Provided data:
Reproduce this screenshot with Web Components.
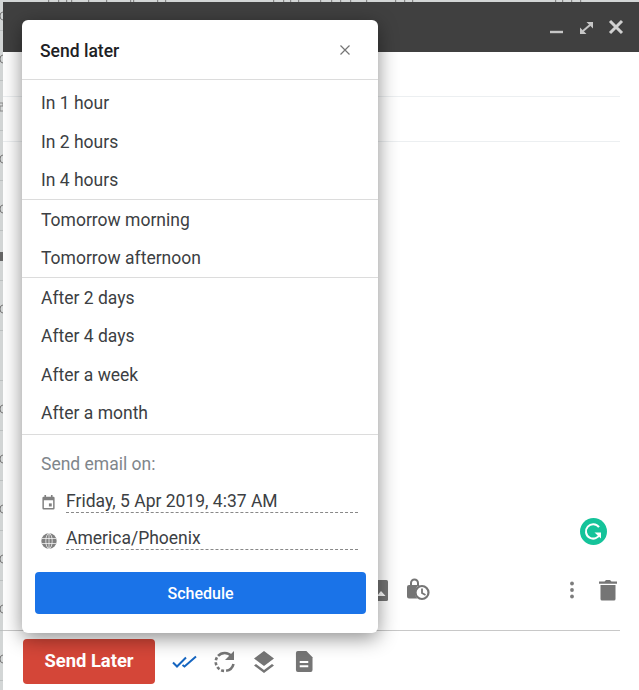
<!DOCTYPE html>
<html><head><meta charset="utf-8">
<style>
html,body{margin:0;height:100%;overflow:hidden}
body{background:#fff;font-family:Roboto,"Liberation Sans",sans-serif}
</style></head><body>
<mail-page>
  <compose-window>
    <send-later-dialog></send-later-dialog>
  </compose-window>
</mail-page>
<script>
function def(name,css,html,init){
  customElements.define(name,class extends HTMLElement{
    constructor(){super();const s=this.attachShadow({mode:'open'});s.innerHTML='<style>'+css+'</style>'+html;if(init)init(this,s);}
  });
}
def('mail-page',`
:host{display:block;height:690px;position:relative;overflow:hidden;background:#d3d6d6;padding:2px 0 0 3px;box-sizing:border-box}
.bg{position:absolute;inset:0;background:repeating-linear-gradient(#0000 0 30px,#bcc0c0 30px 31px,#0000 31px 50px)}
.bg svg{position:absolute;left:0;top:0}
`,`<div class="bg"><svg width="639" height="690" viewBox="0 0 639 690" id="m"></svg></div><slot></slot>`,(h,s)=>{
  const m=s.getElementById('m');let p='';
  [12,55,155,205,305,405,455,505,555,605,655].forEach(y=>{p+='<path d="M3 '+y+'a3 4 0 0 0-3 4 3 4 0 0 0 3 4" fill="none" stroke="#777" stroke-width="1"/>'});
  p+='<path d="M0 103h3v3H0v5h3" fill="none" stroke="#888"/><path d="M0 252h3v9H0z" fill="#666"/>';
  [48,58,66,71,88,106,130,133,157,165,273,283,290,298,320,331,340,350,366,395,404,412,555,562,571,580].forEach(x=>{p+='<rect x="'+(x)+'" y="0" width="1.200" height="2" fill="#888"/>'});
  m.innerHTML=p;
});
def('compose-window',`
:host{display:flex;flex-direction:column;position:relative;height:688px;background:#fff}
header{height:50px;background:#404040;flex:none;display:flex;justify-content:flex-end;align-items:center;gap:12px;padding:0 14px 0 0;box-sizing:border-box}
header svg{width:18px;height:18px}
.field{height:45px;margin-right:19px;border-bottom:1px solid #eceff1;box-sizing:border-box}
.body{flex:1;position:relative}
.g{position:absolute;right:32px;top:376px;width:27px;height:27px}
.tools{height:40px;display:flex;align-items:center;margin:0 19px 20px 0;padding-left:374px;box-sizing:border-box}
.rule{height:1px;background:#c8c8c8;margin-right:19px;flex:none}
.foot{height:59px;flex:none;display:flex;align-items:flex-start;padding:8px 0 0 20px;box-sizing:border-box}
.send{width:132px;height:45px;border-radius:4px;background:#d44638;color:#fff;font:700 18.4px/44px Roboto,sans-serif;text-align:center}
.ficons{display:flex;align-items:center;height:45px;margin-left:17px}
svg{display:block;flex:none}
.sp{flex:1}
::slotted(send-later-dialog){position:absolute;left:19px;top:18px}
`,`<header>
<svg viewBox="0 0 18 18"><path d="M3 12.800h13v2.400H3z" fill="#c6c6c6"/></svg>
<svg viewBox="0 0 18 18"><path fill="#c6c6c6" d="M9.500 4H16v6.500zM3 9.500V16h6.500z"/><path d="M13 7l-7 6" stroke="#c6c6c6" stroke-width="2"/></svg>
<svg viewBox="0 0 18 18"><path d="M3 3l12 12M15 3L3 15" stroke="#d0d0d0" stroke-width="3" fill="none"/></svg>
</header>
<div class="field"></div><div class="field"></div>
<div class="body">
<svg class="g" viewBox="0 0 27 27"><circle cx="13.500" cy="13.500" r="13.500" fill="#15c39a"/><path d="M19 9.200A7.200 7.200 0 1 0 20 15.600" fill="none" stroke="#fff" stroke-width="2"/><path d="M14.500 14.500h6.500v6z" fill="#fff"/></svg>
</div>
<div class="tools">
<svg width="11" height="21" viewBox="0 0 11 21"><path fill="#757575" d="M0 0h9.500a1.500 1.500 0 0 1 1.500 1.500v18a1.500 1.500 0 0 1-1.500 1.500H0z"/><path fill="#fff" d="M0 16l4-5 4.500 5z"/></svg>
<svg width="24" height="24" viewBox="0 0 24 24" style="margin-left:18px"><path d="M3 7h11c-3 1-5 4-5 7.500 0 2.500 1 4.500 2.500 6H3a2 2 0 0 1-2-2V9a2 2 0 0 1 2-2z" fill="#757575"/><path d="M5 8V5a3.500 3.500 0 0 1 7 0v3" stroke="#757575" stroke-width="2" fill="none"/><circle cx="16" cy="14.500" r="6.500" fill="#fff" stroke="#757575" stroke-width="2.200"/><path d="M16 10.500v4.500l3.500 2" stroke="#757575" stroke-width="1.800" fill="none"/></svg>
<span class="sp"></span>
<svg width="6" height="18" viewBox="0 0 6 18" style="margin-right:23px"><circle cx="3" cy="2.500" r="1.900" fill="#7c7c7c"/><circle cx="3" cy="9" r="1.900" fill="#7c7c7c"/><circle cx="3" cy="15.500" r="1.900" fill="#7c7c7c"/></svg>
<svg width="20" height="22" viewBox="0 0 20 22" style="margin-right:2px"><path fill="#757575" d="M1 2.500h5.500L8 1h4l1.500 1.500H19v2.200H1zM2.500 6h15v14a1.500 1.500 0 0 1-1.500 1.500H4A1.500 1.500 0 0 1 2.500 20z"/></svg>
</div>
<div class="rule"></div>
<div class="foot"><div class="send">Send Later</div>
<div class="ficons">
<svg width="25" height="14" viewBox="0 0 25 14"><path d="M1 7.500l4 4L14 2.500M10.500 10l2 1.500L24 1.500" stroke="#1565c0" stroke-width="2" fill="none"/></svg>
<svg width="24" height="24" viewBox="0 0 24 24" style="margin-left:16px"><path d="M18.500 6A9 9 0 1 0 20.500 14" fill="none" stroke="#757575" stroke-width="2.600" stroke-dasharray="15 2 3 2 3 2 3 2 3 2 40"/><path d="M21 1v9h-9z" fill="#757575"/></svg>
<svg width="22" height="24" viewBox="0 0 22 24" style="margin-left:16px"><path fill="#757575" d="M11 1l10 7.500-10 7.500L1 8.500zM3 14l8 6 8-6 2 1.600-10 7.400L1 15.600z"/></svg>
<svg width="18" height="22" viewBox="0 0 19 23" style="margin-left:20px"><path fill="#757575" d="M3 0h9l6.500 6.500V20a2 2 0 0 1-2 2H3a2 2 0 0 1-2-2V2a2 2 0 0 1 2-2z"/><path fill="#fff" d="M5 10.500h9v2H5zM5 15h9v2H5z"/></svg>
</div></div>
<slot></slot>`);
def('menu-item',`:host{display:block;height:38.5px;line-height:40px;padding-left:19px;font-size:17.5px;color:#3c4043;white-space:nowrap}`,`<slot></slot>`);
def('menu-group',`:host{display:block;border-bottom:1px solid #dcdcdc}`,`<slot></slot>`);
def('date-field',`:host{display:flex;align-items:flex-end;height:37px;padding-left:19px;box-sizing:border-box}
.i{width:25px;flex:none;display:flex}
.v{flex:none;width:292px;font-size:17.5px;line-height:27px;color:#3c4043;border-bottom:1px dashed #888;box-sizing:border-box;height:25px;white-space:nowrap}
`,`<span class="i"><slot name="icon"></slot></span><span class="v"><slot></slot></span>`);
def('send-later-dialog',`
:host{display:block;width:356px;height:613px;background:#fff;border-radius:6px;box-shadow:0 5px 20px rgba(0,0,0,.45);overflow:hidden;color:#3c4043}
.head{height:60px;box-sizing:border-box;border-bottom:1px solid #dcdcdc;display:flex;align-items:center;justify-content:space-between;padding:2px 27px 0 18px;font-size:17.5px;font-weight:500;color:#202124}
.head svg{margin-top:-2px}
.label{padding:17px 0 0 19px;height:41px;box-sizing:border-box;line-height:24px;font-size:17.5px;color:#80868b}
.btn{margin:22px 12px 0 13px;height:42px;border-radius:4px;background:#1a73e8;color:#fff;font:500 16px/43px Roboto,sans-serif;text-align:center}
`,`<div class="head"><span>Send later</span><svg width="12" height="12" viewBox="0 0 12 12"><path d="M1.500 1.500l9 9M10.500 1.500l-9 9" stroke="#757575" stroke-width="1.200" fill="none"/></svg></div>
<menu-group style="padding-top:3px"><menu-item>In 1 hour</menu-item><menu-item>In 2 hours</menu-item><menu-item>In 4 hours</menu-item></menu-group>
<menu-group><menu-item>Tomorrow morning</menu-item><menu-item>Tomorrow afternoon</menu-item></menu-group>
<menu-group style="padding-bottom:2px"><menu-item>After 2 days</menu-item><menu-item>After 4 days</menu-item><menu-item>After a week</menu-item><menu-item>After a month</menu-item></menu-group>
<div class="label">Send email on:</div>
<date-field><svg slot="icon" style="margin:0 0 3px 1px" width="13" height="15" viewBox="0 0 16 17" preserveAspectRatio="none"><path fill="#808080" d="M3 0h2v2h6V0h2v2h1a1.500 1.500 0 0 1 1.500 1.500v11.500A1.500 1.500 0 0 1 14 16.500H2A1.500 1.500 0 0 1 .5 15V3.500A1.500 1.500 0 0 1 2 2h1zM2.300 6v8.700h11.400V6z"/><path fill="#808080" d="M8.500 9.500h3.500v3.500H8.500z"/></svg>Friday, 5 Apr 2019, 4:37 AM</date-field>
<date-field><svg slot="icon" style="margin-bottom:1px" width="16" height="16" viewBox="0 0 16 16"><circle cx="8" cy="8" r="7.700" fill="#808080"/><g stroke="#fff" stroke-width=".7" fill="none"><ellipse cx="8" cy="8" rx="3.200" ry="7.500"/><path d="M1 5.500h14M1 10.500h14M8 .5v15"/></g></svg>America/Phoenix</date-field>
<div class="btn">Schedule</div>`);
</script>
</body></html>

Written instruction:
Take every line containing the word "this" and copy it.

Solved exercise:
Reproduce this screenshot with Web Components.
    constructor(){super();const s=this.attachShadow({mode:'open'});s.innerHTML='<style>'+css+'</style>'+html;if(init)init(this,s);}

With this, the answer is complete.